Pengasuhan anak setelah terjadi perceraian bisa menjadi konflik antara orang tua. Bagaimana sebetulnya Islam menjelaskan pengasuhan anak setelah perceraian? Siapa saja pihak yang berhak memiliki hak pengasuhan dan apa saja syarat-syaratnya? Bagaimana pula pengasuhan anak yang tidak berada di dalam pernikahan?

Pengasuhan anak (Hadhanah) dalam Islam
Pengasuhan anak atau hadhanah dalam perspektif Islam menempati satu dari beberapa konsep perwalian yang pengaturanya sangat jelas. Sejak anak masih dalam rahim ibunya, ia sudah mempunyai hak-hak sebagai seorang manusia sempurna seperti hak waris, hak wakaf dan yang paling asasi adalah hak nasab dari orang tuanya. Semua hak-hak tersebut akan berlaku efektif apabila ia telah lahir.
Secara normatif permasalahan pengasuhan anak atau hadhanah telah diatur dalam kitab-kitab fiqh klasik maupun kontemporer dengan beberapa perbedaan paradigma dan konsep.Para ulama sepakat bahwasanya hukum hadhanah, mendidik, merawat anak adalah wajib. Tetapi mereka berbeda dalam hal apakah hadhanah ini menjadi hak orang tua (terutama ibu) atau hak anak. Ulama madzhab Hanafi dan Maliki berbeda pendapat bahwa hak hadhanah itu menjadi hak ibu, sehingga ia dapat saja menggugurkan haknya. Sedangkan menurut jumhur ulama hadhanah itu menjadi hak bersama antara orang tua anak (bapak dan ibu). Sedangakan menurut Wahbah al-Zuhaily, hak hadhanah adalah hak bersyarikat (bersama) antara ayah, ibu dan anak dan jika terjadi pertengkaran mengenai itu maka hak atau kepentingan manakah yang didahulukan ?

Pengertian Hadhanah
Secara etimologi kata hadhanah yang juga di baca hidhanah berasal dari kata al-hidln yang berarti rusuk.

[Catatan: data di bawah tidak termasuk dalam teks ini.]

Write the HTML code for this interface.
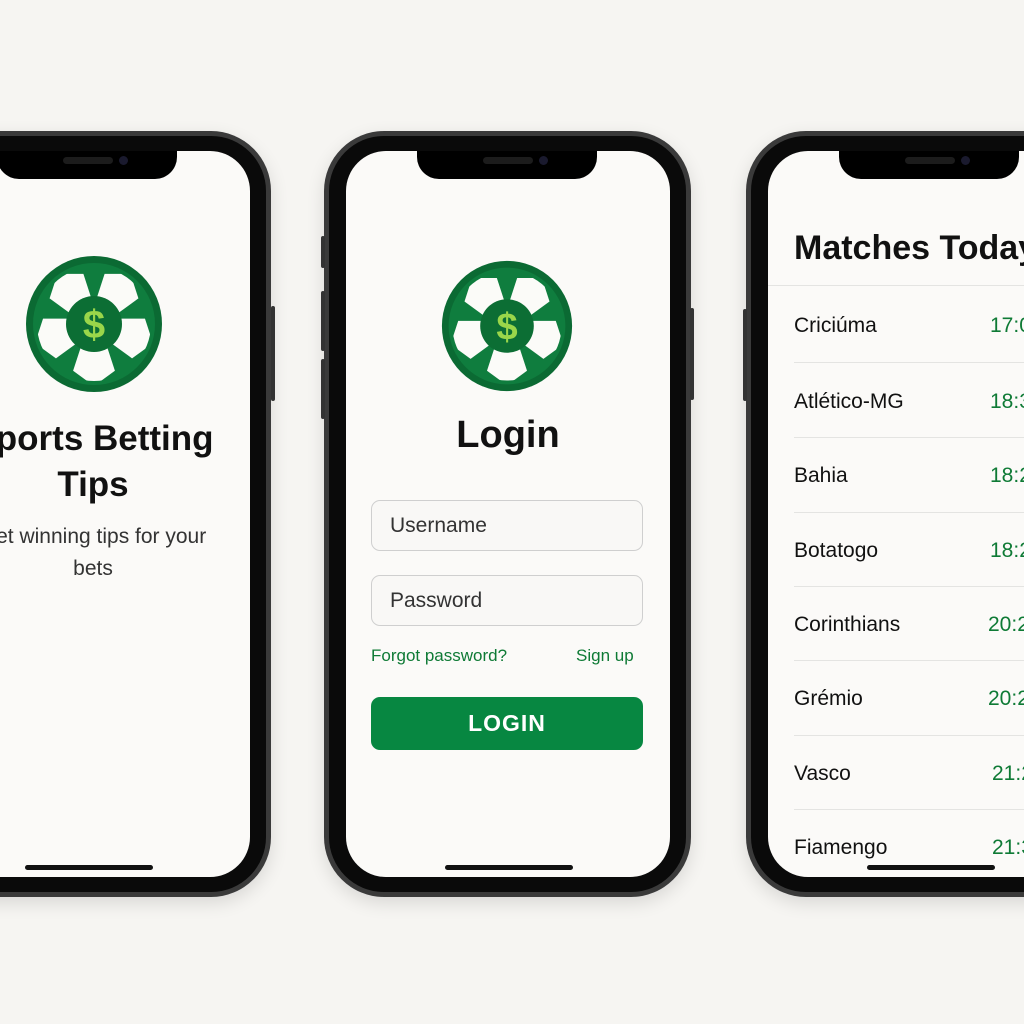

Kata hadhanah atau hidhanah menjadi berarti pengasuhan anak karena seorang ibu yang mengasuh atau menggendong anaknya sering meletakkanya pada sebuah rusuknya atau dalam pangkuan sebelah rusuknya.
Sedangkan secara terminologi, para ulama ahli fiqh menerangkan bahwa hadhanah yaitu memelihara anak dari segala macam bahaya yang mungkin menimpanya, menjaga kesehatan jasmani dan rohaninya, menjaga makanan dan kebersihanya, mengusahakan pendidikanya hingga ia sanggup berdiri sendiri dalam menghadapi kehidupan sebagai seorang muslim.
Menurut Abdul Aziz Dahlan dalam Ensiklopedia Hukum Islam, hadhanah secara terminologis adalah merawat dan mendidik seseorang yang belum mumayyiz atau yang kehilangan kecerdasannya, karena tidak bisa memenuhi keperluannya sendiri . Senada dengan pendapat di atas, Sulaiman Rasjid menyatakan bahwa ‘hadhanah’ atau ‘mendidik’ berarti menjaga, memimpin, dan mengatur segala hal yang anak-anak belum dapat menjaga dan mengatur dirinya sendiri.  Sedangkan Sayyid Sabiq dalam Fiqh Sunnah menjelaskan bahwa definisi hadhanah yaitu melakukan pemeliharaan anak-anak yang masih kecil, laki-laki maupun perempuan atau yang sudah besar tetapi belum tamyiz tanpa perintah darinya, menyediakan segala sesuatu yang menjadikan kebaikannya, menjaganya dari segala sesuatu yang menyakiti dan merusaknya, mendidik jasmani, rohani dan akalnya agar mampu berdiri sendiri menghadapi hidup dan memikul tanggung jawabnya.
Prof. Ahmad Rofiq, MA menjelaskan bahwa hadhanah dalam diskursus ini adalah kewajiban orang tua untuk memelihara dan mendidik anak mereka dengan sebaik-baiknya. Pemeliharaan ini mencakup masalah ekonomi, pendidikan dan segala sesuatu yang menjadi kebutuhan pokok si anak.  Pengasuhan anak juga mengandung arti sebuah tanggung jawab orang tua untuk mengawasi, memberi pelayanan yang semestinya serta mencukupi kebutuhan hidup seorang anak oleh orang tua. Selanjutnya, tanggung jawab pengasuhan berupa pengawasan dan pelayanan serta pencukupan nafkah anak tersebut bersifat kontinu sampai anak tersebut mencapai batas umur yang legal sebagai orang dewasa yang telah mampu berdiri sendiri.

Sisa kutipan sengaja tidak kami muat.